At Transco Zone 6 NY, cash fell a more substantial 7.5 cents to $2.105. Spot gas in New England fell a little more day/day.
Also on the negative side of the ledger, Questar in the Rockies dropped 8.5 cents to $1.60, although several market hubs in the region posted gains on Thursday.
In California, PG&E Citygate fell 16.5 cents to $2.305, while Oregon prices rose a few cents on the day.
West Texas prices also continued to decline, although El Paso Permian remained in positive territory even after tumbling 28 cents. Next-day gas averaged 3.5 cents.

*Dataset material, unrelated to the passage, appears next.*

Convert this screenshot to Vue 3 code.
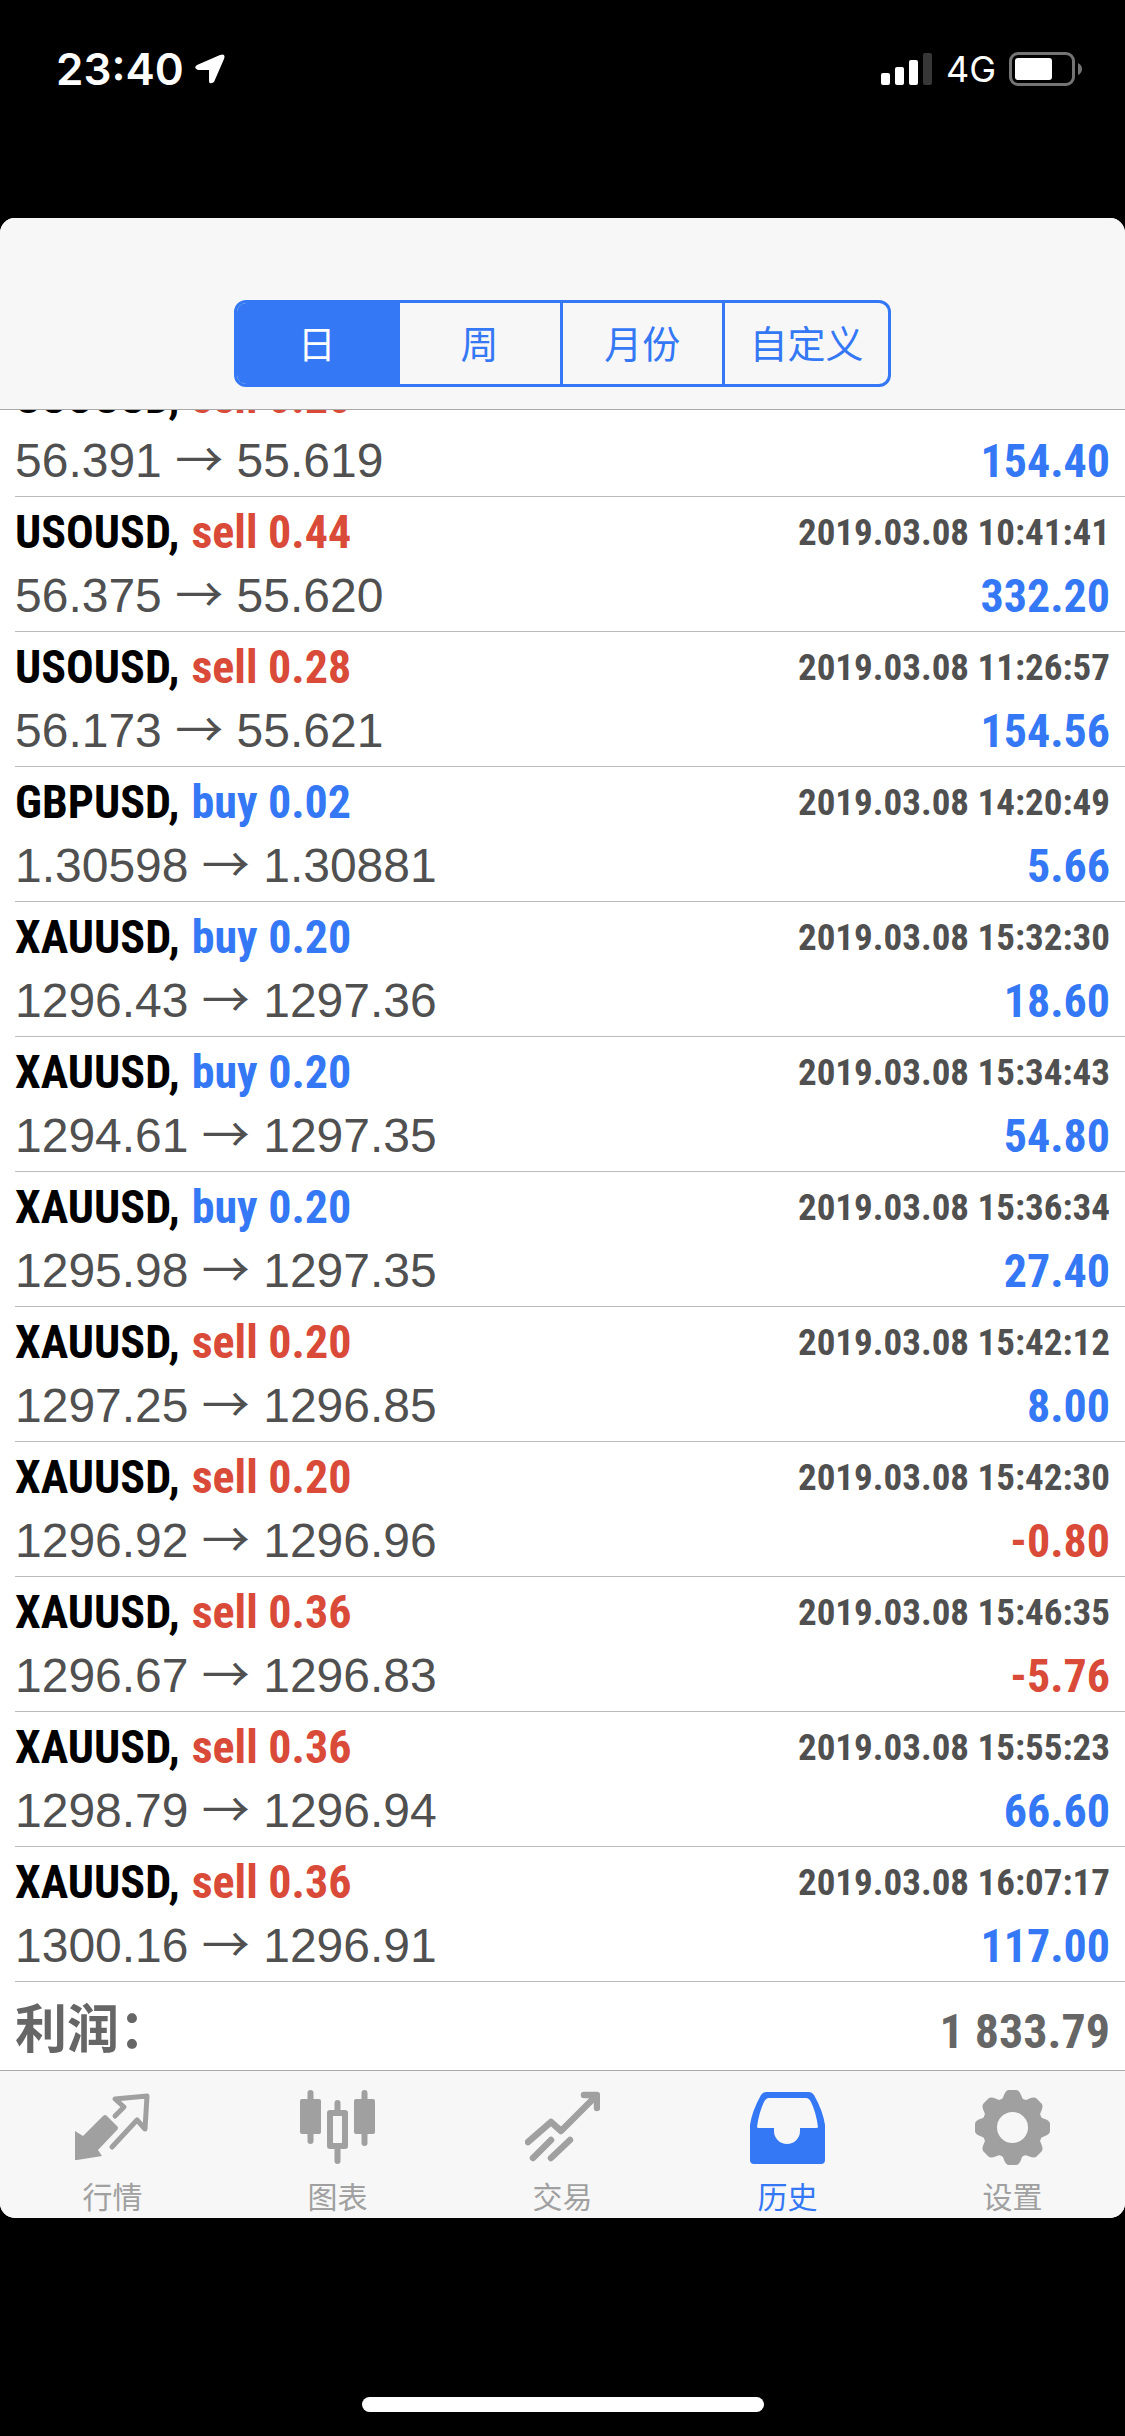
<script setup>
import { ref } from 'vue'

const periods = ['日', '周', '月份', '自定义']
const period = ref('日')

const deals = [
  ['USOUSD', 'sell', '0.20', '56.391', '55.619', '2019.03.08 09:27:31', '154.40'],
  ['USOUSD', 'sell', '0.44', '56.375', '55.620', '2019.03.08 10:41:41', '332.20'],
  ['USOUSD', 'sell', '0.28', '56.173', '55.621', '2019.03.08 11:26:57', '154.56'],
  ['GBPUSD', 'buy', '0.02', '1.30598', '1.30881', '2019.03.08 14:20:49', '5.66'],
  ['XAUUSD', 'buy', '0.20', '1296.43', '1297.36', '2019.03.08 15:32:30', '18.60'],
  ['XAUUSD', 'buy', '0.20', '1294.61', '1297.35', '2019.03.08 15:34:43', '54.80'],
  ['XAUUSD', 'buy', '0.20', '1295.98', '1297.35', '2019.03.08 15:36:34', '27.40'],
  ['XAUUSD', 'sell', '0.20', '1297.25', '1296.85', '2019.03.08 15:42:12', '8.00'],
  ['XAUUSD', 'sell', '0.20', '1296.92', '1296.96', '2019.03.08 15:42:30', '-0.80'],
  ['XAUUSD', 'sell', '0.36', '1296.67', '1296.83', '2019.03.08 15:46:35', '-5.76'],
  ['XAUUSD', 'sell', '0.36', '1298.79', '1296.94', '2019.03.08 15:55:23', '66.60'],
  ['XAUUSD', 'sell', '0.36', '1300.16', '1296.91', '2019.03.08 16:07:17', '117.00'],
].map(([symbol, side, volume, open, close, time, profit]) => ({
  symbol, side, volume, open, close, time, profit,
}))

const tabs = [
  { id: 'quotes', label: '行情' },
  { id: 'charts', label: '图表' },
  { id: 'trade', label: '交易' },
  { id: 'history', label: '历史' },
  { id: 'settings', label: '设置' },
]
const tab = ref('history')
const teeth = [0, 45, 90, 135, 180, 225, 270, 315]
</script>

<template>
  <div class="screen">
    <div class="status">
      <div class="clock">
        <span>23:40</span>
        <svg width="30" height="30" viewBox="0 0 30 30">
          <path d="M2 11 L25 1 Q31 -1 29 5 L19 28 Q14 31 14 27 V16 H3 Q-2 14 2 11Z" fill="#fff" />
        </svg>
      </div>
      <div class="signals">
        <svg width="52" height="32" viewBox="0 0 52 32">
          <rect x="0" y="20" width="9" height="12" rx="2" fill="#fff" />
          <rect x="14" y="14" width="9" height="18" rx="2" fill="#fff" />
          <rect x="28" y="7" width="9" height="25" rx="2" fill="#fff" />
          <rect x="42" y="0" width="9" height="32" rx="2" fill="#373737" />
        </svg>
        <span class="network">4G</span>
        <svg width="74" height="34" viewBox="0 0 74 34">
          <rect x="1.5" y="1.5" width="63" height="31" rx="7.5" fill="none" stroke="#747474" stroke-width="3" />
          <rect x="6" y="6" width="37" height="22" rx="3" fill="#fff" />
          <path d="M69 11 Q73 13 73 17 Q73 21 69 23Z" fill="#747474" />
        </svg>
      </div>
    </div>

    <div class="sheet">
      <header class="top">
        <div class="segments" role="group" aria-label="周期">
          <button
            v-for="p in periods"
            :key="p"
            type="button"
            :class="{ on: p === period }"
            :aria-pressed="p === period"
            @click="period = p"
          >{{ p }}</button>
        </div>
      </header>

      <main class="history">
        <ul class="deals">
          <li v-for="d in deals" :key="d.time" class="deal">
            <div class="line">
              <span class="title">
                <span class="symbol">{{ d.symbol }},</span>
                <span :class="d.side">{{ d.side }} {{ d.volume }}</span>
              </span>
              <time class="time">{{ d.time }}</time>
            </div>
            <div class="line">
              <span class="prices">{{ d.open }} <span class="arrow">→</span> {{ d.close }}</span>
              <span class="profit" :class="{ loss: d.profit.startsWith('-') }">{{ d.profit }}</span>
            </div>
          </li>
        </ul>
        <div class="total">
          <span class="total-label">利润：</span>
          <span class="total-value">1 833.79</span>
        </div>
      </main>

      <nav class="tabs">
        <button
          v-for="t in tabs"
          :key="t.id"
          type="button"
          :class="{ on: t.id === tab }"
          @click="tab = t.id"
        >
          <svg width="75" height="75" viewBox="0 0 75 75" fill="none" stroke="currentColor">
            <template v-if="t.id === 'quotes'">
              <path d="M0 41 L8 46 L28 26 Q30 24 32 26 L42 36 Q44 38 42 40 L23 60 L27 66 L2 70 H0Z" fill="currentColor" stroke="none" />
              <path d="M40 26 L49 17 L40 9 L72 6 L70 39 L62 30 L37 57" stroke-width="5" stroke-linecap="round" stroke-linejoin="round" />
            </template>
            <template v-else-if="t.id === 'charts'">
              <path d="M10.5 3 V51 M64.5 3 V53 M37.5 13 V20 M37.5 59 V71" stroke-width="6" stroke-linecap="round" />
              <rect x="0" y="9" width="21" height="35" rx="2" fill="currentColor" stroke="none" />
              <rect x="54" y="9" width="21" height="35" rx="2" fill="currentColor" stroke="none" />
              <rect x="30" y="23" width="15" height="33" stroke-width="6" stroke-linejoin="round" />
            </template>
            <template v-else-if="t.id === 'trade'">
              <path d="M3 52 L26 32 L36 41 L71 6 M59 5 H72 V18 M8 68 L26 50 M26 68 L45 50" stroke-width="6.5" stroke-linecap="round" stroke-linejoin="round" />
            </template>
            <template v-else-if="t.id === 'history'">
              <path
                fill="currentColor"
                stroke="none"
                fill-rule="evenodd"
                d="M16 2 H59 Q62 2 64 5 Q73 21 75 35 V70 Q75 74 71 74 H4 Q0 74 0 70 V35 Q2 21 11 5 Q13 2 16 2Z M19 8 Q16 8 14 12 Q9 22 7 37 Q7 38 9 38 H24 V41 A13 13 0 0 0 50 41 V38 H66 Q68 38 68 37 Q66 22 61 12 Q59 8 56 8Z"
              />
            </template>
            <template v-else>
              <circle cx="37.5" cy="37.5" r="23" stroke-width="15" />
              <path
                v-for="a in teeth"
                :key="a"
                :transform="`rotate(${a} 37.5 37.5)`"
                d="M25 11 Q28 9 29 5 Q31 0 34 0 H41 Q44 0 46 5 Q47 9 50 11 L46 18 H29Z"
                fill="currentColor"
                stroke="none"
              />
            </template>
          </svg>
          <span>{{ t.label }}</span>
        </button>
      </nav>
    </div>

    <div class="home"><span class="home-bar"></span></div>
  </div>
</template>

<style>
body {
  margin: 0;
  background: #000;
}
</style>

<style scoped>
.screen {
  display: flex;
  flex-direction: column;
  height: 100vh;
  background: #000;
  color: #505050;
  font-family: "Liberation Sans", "Noto Sans CJK SC", sans-serif;
}

.status {
  display: flex;
  flex: none;
  justify-content: space-between;
  align-items: flex-start;
  height: 170px;
  padding: 48px 42px 0 56px;
  color: #fff;
  font-family: Inter, sans-serif;
}
.clock,
.signals {
  display: flex;
  align-items: center;
  height: 42px;
}
.clock {
  gap: 11px;
  font-size: 44px;
  font-weight: 600;
}
.network {
  margin: 0 13px;
  font-size: 36px;
  font-weight: 400;
}

.sheet {
  display: flex;
  flex: 1 1 0;
  flex-direction: column;
  min-height: 0;
  overflow: hidden;
  border-radius: 15px;
  background: #fff;
}

.top {
  display: flex;
  flex: none;
  justify-content: center;
  padding: 82px 16px 22px;
  border-bottom: 1px solid #a9a9a9;
  background: #f7f7f7;
}
.segments {
  display: flex;
  width: 657px;
  height: 87px;
  box-sizing: border-box;
  overflow: hidden;
  border: 3px solid #3478f6;
  border-radius: 12px;
}
.segments button {
  display: flex;
  flex: none;
  justify-content: center;
  width: 25%;
  box-sizing: border-box;
  padding: 0;
  border: 0;
  border-right: 3px solid #3478f6;
  background: none;
  color: #3478f6;
  font: 38px/78px "Noto Sans CJK SC", sans-serif;
}
.segments button:last-child {
  border-right: 0;
}
.segments button.on {
  background: #3478f6;
  color: #fff;
}

.history {
  display: flex;
  flex: 1 1 0;
  flex-direction: column;
  justify-content: flex-end;
  min-height: 0;
  overflow: hidden;
}
.deals {
  margin: 0;
  padding: 0 0 0 15px;
  list-style: none;
}
.deal {
  padding: 4px 15px 4px 0;
  border-bottom: 1px solid #bcbcc0;
}
.line {
  display: flex;
  justify-content: space-between;
  align-items: baseline;
  height: 63px;
  font-size: 48px;
  line-height: 63px;
  white-space: nowrap;
}
.title,
.time,
.profit,
.total-value {
  font-family: "Roboto Condensed", "Liberation Sans Narrow", sans-serif;
  font-weight: 700;
}
.title {
  display: flex;
  gap: 12px;
  font-size: 46px;
}
.symbol {
  color: #000;
}
.sell {
  color: #d94a38;
}
.buy,
.profit {
  color: #3478f6;
}
.profit {
  font-size: 46px;
}
.profit.loss {
  color: #d94a38;
}
.time {
  align-self: flex-start;
  font-size: 37px;
}
.arrow {
  font-family: "Noto Sans CJK SC", sans-serif;
  line-height: 1;
}

.total {
  display: flex;
  flex: none;
  justify-content: space-between;
  align-items: baseline;
  height: 88px;
  padding: 0 15px;
  color: #666;
  line-height: 88px;
}
.total-label {
  font-family: "Noto Sans CJK SC", sans-serif;
  font-size: 52px;
  font-weight: 700;
}
.total-value {
  font-size: 48px;
}

.tabs {
  display: flex;
  flex: none;
  height: 147px;
  border-top: 1px solid #a9a9a9;
  background: #f7f7f7;
}
.tabs button {
  display: flex;
  flex: 1 1 0;
  flex-direction: column;
  gap: 12px;
  align-items: center;
  padding: 19px 0 0;
  border: 0;
  background: none;
  color: #a0a0a0;
  font: 30px/36px "Noto Sans CJK SC", sans-serif;
}
.tabs button.on {
  color: #3478f6;
}

.home {
  display: flex;
  flex: none;
  justify-content: center;
  align-items: flex-end;
  height: 194px;
  padding-bottom: 24px;
}
.home-bar {
  width: 402px;
  height: 15px;
  border-radius: 8px;
  background: #fff;
}
</style>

The 2.6 Bcf/d Sur de Texas-Tuxpan marine pipeline, which stretches from South Texas to Veracruz in Mexico, remains idle following anchor customer Comisión Federal de Electricidad’s (CFE) refusal to give the green light to the project.
Tudor, Pickering, Holt & Co. (TPH) said this could mean an immediate loss of 0.7 Bcf/d of natural gas flows into Mexico. “The pipe was in the commissioning phase,” flowing as high as 0.4 Bcf/d this week, “and was expected to be a much needed outlet for an oversupplied U.S. market.”
TPH analysts suggested the dispute could “open up a can or worms” for other projects currently under force majeure in Mexico.
“We are currently modeling 0.7 Bcf/d of incremental Mexican exports by the end of the month, meaning every week this drags on, another 5 Bcf is added to storage vs. our base case assumptions.”